Europol just shut down a site where you could buy DDOS attacks and as a result 150.000 people who had done so were targeted by police[1].

DDOSing has been a scourge. I work in the public sector of Denmark and we see then from time to time, and, you frankly feel rather helpless. I mean, these days we have ways of dealing with them technically, but I don’t think anyone ever expected the culprits to face any sort of consequences. Yet here we are.


The site had 151K registered usernames. This doesn't at all mean that there 151,000 actual people involved - it just sounds better that way in the press release.

More information here: https://www.europol.europa.eu/newsroom/news/authorities-acro...

150 000 people bought DDOS services? That boggles the mind.

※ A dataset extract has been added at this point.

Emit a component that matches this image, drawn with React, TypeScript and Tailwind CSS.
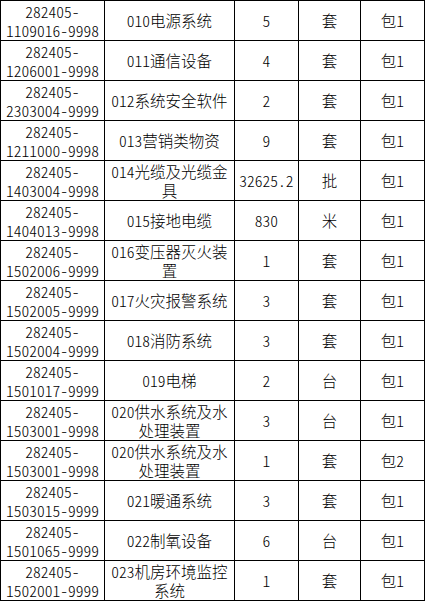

These services are / were very popular in online gaming to knock opponents offline, you only need a few minutes of DDoS time to kill a residential connection. Console games in particular are quite vulnerable as a good amount of them still use peer to peer connections so you can easily find IPs to target. Other techniques such as booby trapped links, P2P voice chat, fake servers etc can find player IPs for PC games.

Even if the costs were minimal, the more attention they get the better example they’ll set if caught.

You wouldn’t steal a car.[0]

[0] https://youtu.be/HmZm8vNHBSU

You wouldn't steal a baby. [0]


Subscribe to PewDiePie !

I may just might if Elon musk actually goes on after his tweet. If anything that’s definitely strong marketing game to gen -X-ers

I don't think that may be the case, in his video he posts too many "far right" red pills, even Paul Graham got criticised on Twitter for defending Kjelberg.

This simply isn't true, and just because someone gets criticised it doesn't mean that criticism is valid.